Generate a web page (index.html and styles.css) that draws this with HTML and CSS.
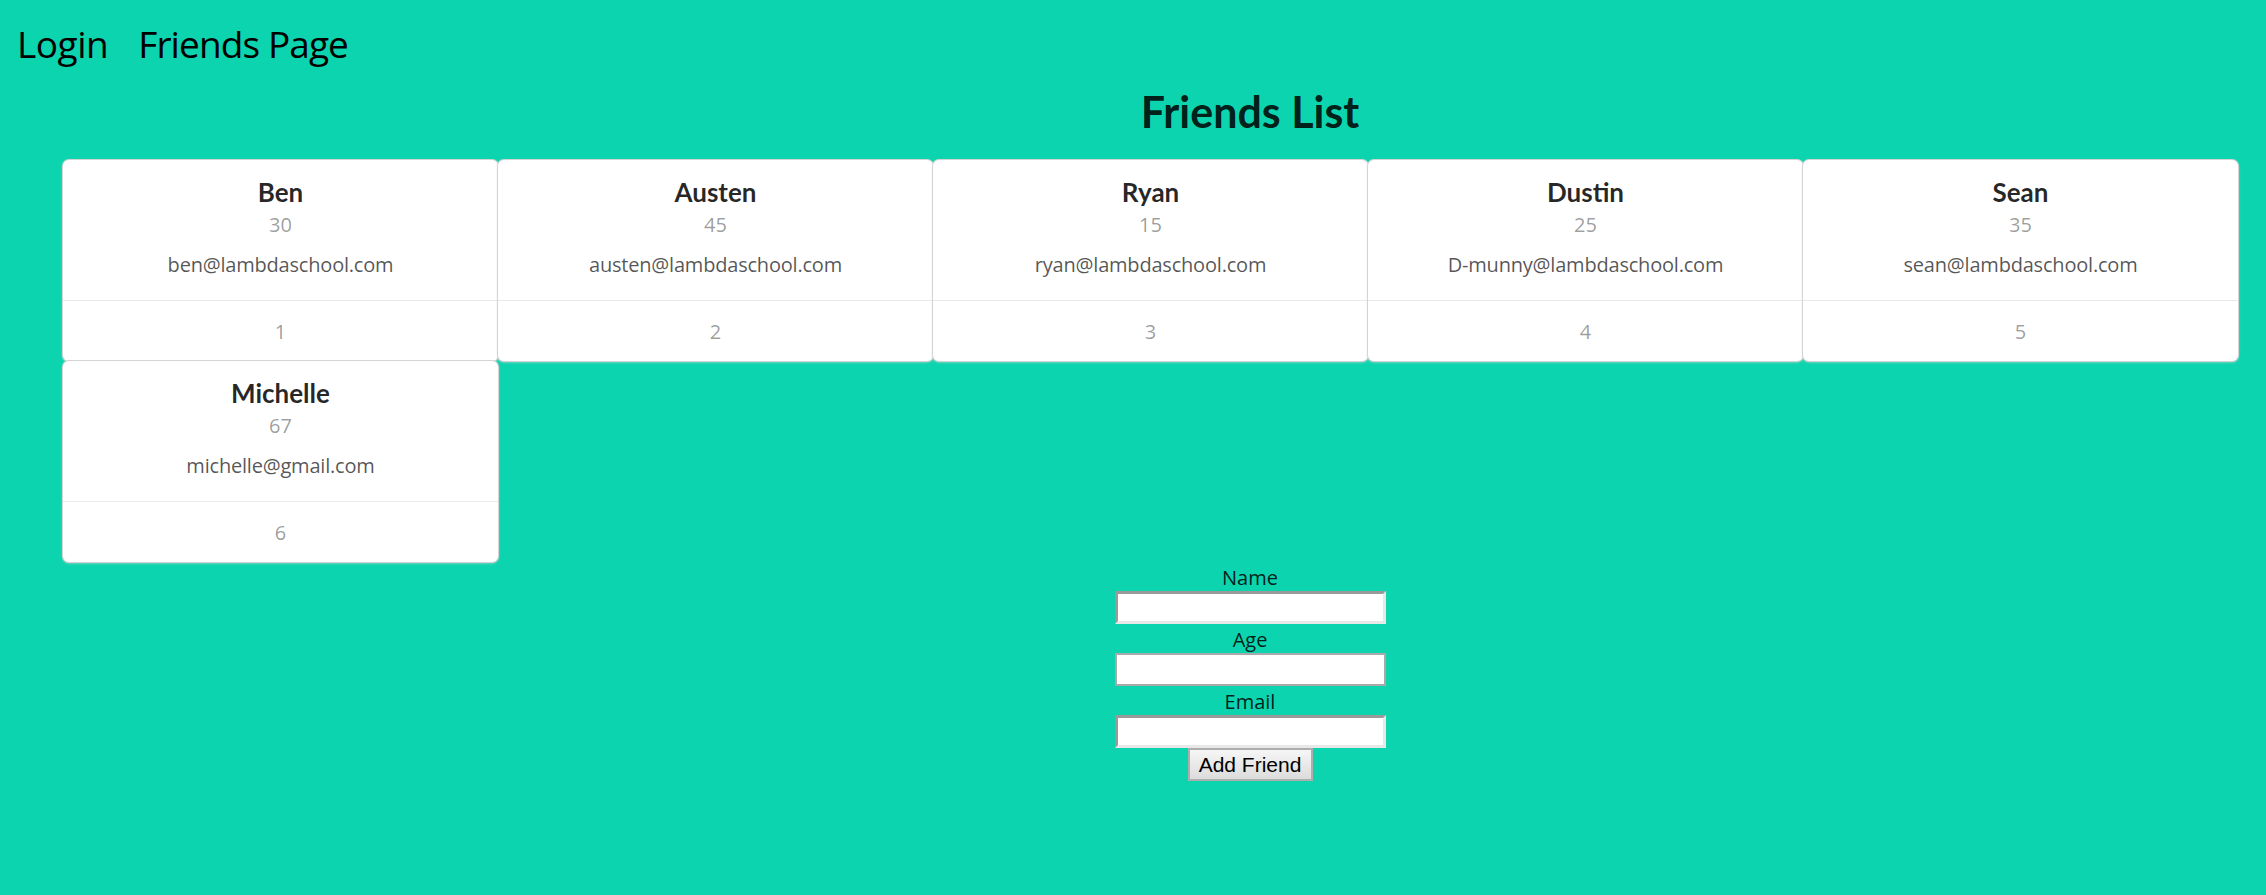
FILE: index.html
```html
<!DOCTYPE html>
<html lang="en">
<head>
<meta charset="utf-8">
<title>Friends</title>
<link rel="stylesheet" href="styles.css">
</head>
<body>
<div class="app">
  <nav class="nav">
    <a class="nav-link" href="#">Login</a>
    <a class="nav-link narrow" href="#">Friends Page</a>
  </nav>
  <h1 class="title">Friends List</h1>
  <div class="cards">
    <div class="card">
      <div class="content">
        <div class="header">Ben</div>
        <div class="meta">30</div>
        <div class="description">ben@lambdaschool.com</div>
      </div>
      <div class="extra">1</div>
    </div>
    <div class="card">
      <div class="content">
        <div class="header">Austen</div>
        <div class="meta">45</div>
        <div class="description">austen@lambdaschool.com</div>
      </div>
      <div class="extra">2</div>
    </div>
    <div class="card">
      <div class="content">
        <div class="header">Ryan</div>
        <div class="meta">15</div>
        <div class="description">ryan@lambdaschool.com</div>
      </div>
      <div class="extra">3</div>
    </div>
    <div class="card">
      <div class="content">
        <div class="header">Dustin</div>
        <div class="meta">25</div>
        <div class="description">D-munny@lambdaschool.com</div>
      </div>
      <div class="extra">4</div>
    </div>
    <div class="card">
      <div class="content">
        <div class="header">Sean</div>
        <div class="meta">35</div>
        <div class="description">sean@lambdaschool.com</div>
      </div>
      <div class="extra">5</div>
    </div>
    <div class="card">
      <div class="content">
        <div class="header">Michelle</div>
        <div class="meta">67</div>
        <div class="description">michelle@gmail.com</div>
      </div>
      <div class="extra">6</div>
    </div>
  </div>
  <form class="form">
    <label class="label">Name</label>
    <input class="input inset" type="text">
    <label class="label">Age</label>
    <input class="input plain" type="text">
    <label class="label">Email</label>
    <input class="input inset" type="text">
    <button class="button" type="button">Add Friend</button>
  </form>
</div>
</body>
</html>
```
FILE: styles.css
```css
html, body {
  margin: 0;
  padding: 0;
  background: #0bd4ae;
}

.app {
  font-family: "Open Sans", "Noto Sans", sans-serif;
  color: rgba(0, 0, 0, 0.87);
}

.nav {
  display: flex;
  gap: 30px;
  padding: 19px 0 0 17px;
  height: 49px;
}

.nav-link {
  font-family: "Open Sans", sans-serif;
  font-size: 37px;
  line-height: 50px;
  color: #000;
  text-decoration: none;
  letter-spacing: -0.5px;
}

.nav-link.narrow {
  letter-spacing: -0.9px;
}

.title {
  margin: 19px 0 23px;
  padding-left: 234px;
  font-family: "Lato", sans-serif;
  font-weight: 700;
  font-size: 43px;
  line-height: 50px;
  text-align: center;
  color: rgba(0, 0, 0, 0.87);
}

.cards {
  display: flex;
  flex-wrap: wrap;
  padding-left: 63px;
}

.card {
  flex: 0 0 435px;
  background: #fff;
  border-radius: 6px;
  box-shadow: 0 1px 3px 0 #d4d4d5, 0 0 0 1px #d4d4d5;
  text-align: center;
}

.content {
  padding: 18px 20px 20px;
}

.header {
  font-family: "Lato", sans-serif;
  font-weight: 700;
  font-size: 26px;
  line-height: 29px;
  color: rgba(0, 0, 0, 0.85);
}

.meta {
  font-size: 20px;
  line-height: 36px;
  color: rgba(0, 0, 0, 0.4);
}

.description {
  margin-top: 7px;
  font-size: 20px;
  line-height: 30px;
  color: rgba(0, 0, 0, 0.68);
  letter-spacing: -0.2px;
}

.extra {
  border-top: 1px solid rgba(34, 36, 38, 0.1);
  padding: 16px 20px 14px;
  font-size: 20px;
  line-height: 30px;
  color: rgba(0, 0, 0, 0.4);
}

.form {
  display: flex;
  flex-direction: column;
  align-items: center;
  padding-left: 234px;
}

.label {
  display: block;
  padding-top: 2px;
  height: 27px;
  font-size: 20px;
  line-height: 27px;
  color: rgba(0, 0, 0, 0.87);
}

.input {
  box-sizing: border-box;
  width: 271px;
  height: 33px;
  margin: 0;
  padding: 0 4px;
  background: #fff;
  font-size: 18px;
}

.input.inset {
  border-width: 3px;
  border-style: solid;
  border-color: #9a9a9a #e8e8e8 #e8e8e8 #9a9a9a;
}

.input.plain {
  border: 2px solid #a9a9a9;
}

.button {
  box-sizing: border-box;
  width: 125px;
  height: 33px;
  margin: 0;
  padding: 0;
  border: 2px solid #adadad;
  background: linear-gradient(#f6f6f6, #dcdcdc);
  font-family: "Liberation Sans", Arial, sans-serif;
  font-size: 21px;
  color: #000;
}
```
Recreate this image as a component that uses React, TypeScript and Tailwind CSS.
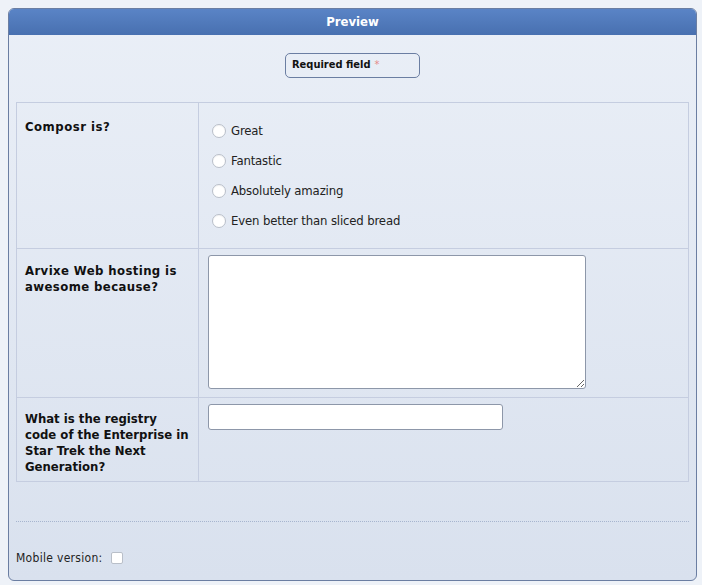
import React from "react";

const font = { fontFamily: '"DejaVu Sans Condensed", "DejaVu Sans", Tahoma, sans-serif' };

function Radio({ label }: { label: string }) {
  return (
    <label className="flex items-center h-[30px] text-[13px] text-[#222] tracking-[-0.15px]">
      <span className="w-[14px] h-[14px] rounded-full border border-[#b9bfc9] bg-white ml-[4px] mr-[5px] shadow-[inset_0_1px_1px_rgba(0,0,0,0.05)]" />
      {label}
    </label>
  );
}

export default function App() {
  return (
    <div className="w-[702px] h-[585px] bg-[#eef2f8] pt-[8px] px-[8px]" style={font}>
      <div className="w-[689px] h-[573px] rounded-[6px] border border-[#6b7ea2] overflow-hidden flex flex-col bg-gradient-to-b from-[#eaeff7] to-[#d9e1ee]">
        <div className="h-[26px] shrink-0 bg-gradient-to-b from-[#5a84c6] to-[#4870b0] flex items-center justify-center text-white font-bold text-[13px]">
          Preview
        </div>
        <div className="flex justify-center pt-[18px]">
          <div className="w-[135px] h-[25px] rounded-[5px] border border-[#6b7ea2] flex items-center pl-[6px] text-[11px] font-bold text-[#111]">
            Required field <span className="text-[#e58a8a] ml-[4px] font-normal">*</span>
          </div>
        </div>
        <div className="mx-[7px] mt-[24px] border border-[#c5cde0]">
          <div className="flex h-[146px] border-b border-[#c5cde0]">
            <div className="w-[182px] shrink-0 border-r border-[#c5cde0] pl-[8px] pt-[14px] text-[13px] font-bold text-[#111] tracking-[0.5px]">
              Composr is?
            </div>
            <div className="pl-[9px] pt-[13px]">
              <Radio label="Great" />
              <Radio label="Fantastic" />
              <Radio label="Absolutely amazing" />
              <Radio label="Even better than sliced bread" />
            </div>
          </div>
          <div className="flex h-[149px] border-b border-[#c5cde0]">
            <div className="w-[182px] shrink-0 border-r border-[#c5cde0] pl-[8px] pt-[14px] text-[13px] font-bold text-[#111] leading-[16px] tracking-[0.4px] whitespace-nowrap">
              Arvixe Web hosting is
              <br />
              awesome because?
            </div>
            <div className="pl-[9px] pt-[6px]">
              <textarea className="w-[378px] h-[134px] bg-white border border-[#8d97a9] rounded-[3px] block" />
            </div>
          </div>
          <div className="flex h-[83px]">
            <div className="w-[182px] shrink-0 border-r border-[#c5cde0] pl-[8px] pt-[13px] text-[13px] font-bold text-[#111] leading-[16px] tracking-[0px] whitespace-nowrap">
              What is the registry
              <br />
              code of the Enterprise in
              <br />
              Star Trek the Next
              <br />
              Generation?
            </div>
            <div className="pl-[9px] pt-[6px]">
              <input className="w-[295px] h-[26px] bg-white border border-[#8d97a9] rounded-[3px] block" />
            </div>
          </div>
        </div>
        <div className="mx-[7px] mt-[39px] border-t border-dotted border-[#a7b5cf]" />
        <div className="flex items-center mt-[27px] pl-[7px] text-[12px] text-[#222] tracking-[0.3px]">
          Mobile version:
          <span className="ml-[8px] w-[12px] h-[12px] rounded-[2px] border border-[#b9bfc9] bg-white" />
        </div>
      </div>
    </div>
  );
}
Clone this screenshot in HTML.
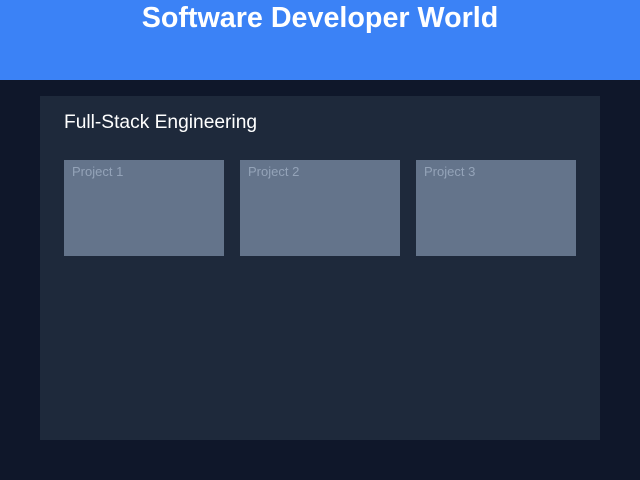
<!DOCTYPE html>
<html><head><style>
body{margin:0;width:640px;height:480px;background:#0f172a;font-family:"Liberation Sans",sans-serif;overflow:hidden}
header{height:80px;background:#3b82f6;color:#fff;text-align:center}
header h1{margin:0;font-size:28.7px;font-weight:bold;line-height:37px}
.main{position:absolute;left:40px;top:96px;width:560px;height:344px;background:#1e293b}
.main h2{position:absolute;left:24px;top:14px;margin:0;font-size:19.2px;font-weight:normal;color:#fff;line-height:25px}
.card{position:absolute;top:64px;width:160px;height:96px;background:#64748b;color:#94a3b8;font-size:13px}
.card span{position:absolute;left:8px;top:4px}
</style></head><body>
<header><h1>Software Developer World</h1></header>
<div class="main"><h2>Full-Stack Engineering</h2>
<div class="card" style="left:24px"><span>Project 1</span></div>
<div class="card" style="left:200px"><span>Project 2</span></div>
<div class="card" style="left:376px"><span>Project 3</span></div>
</div>
</body></html>
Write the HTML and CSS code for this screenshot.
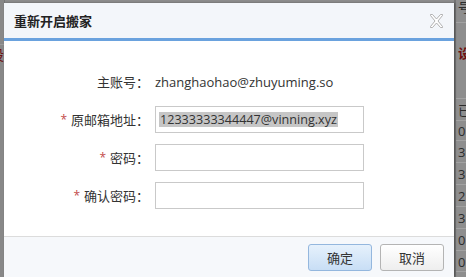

» Written task: Go through the listing above and locate each line that holds the word "code". Copy those lines.

» Task output:
              code of the Enterprise in
Write the HTML and CSS code for this screenshot.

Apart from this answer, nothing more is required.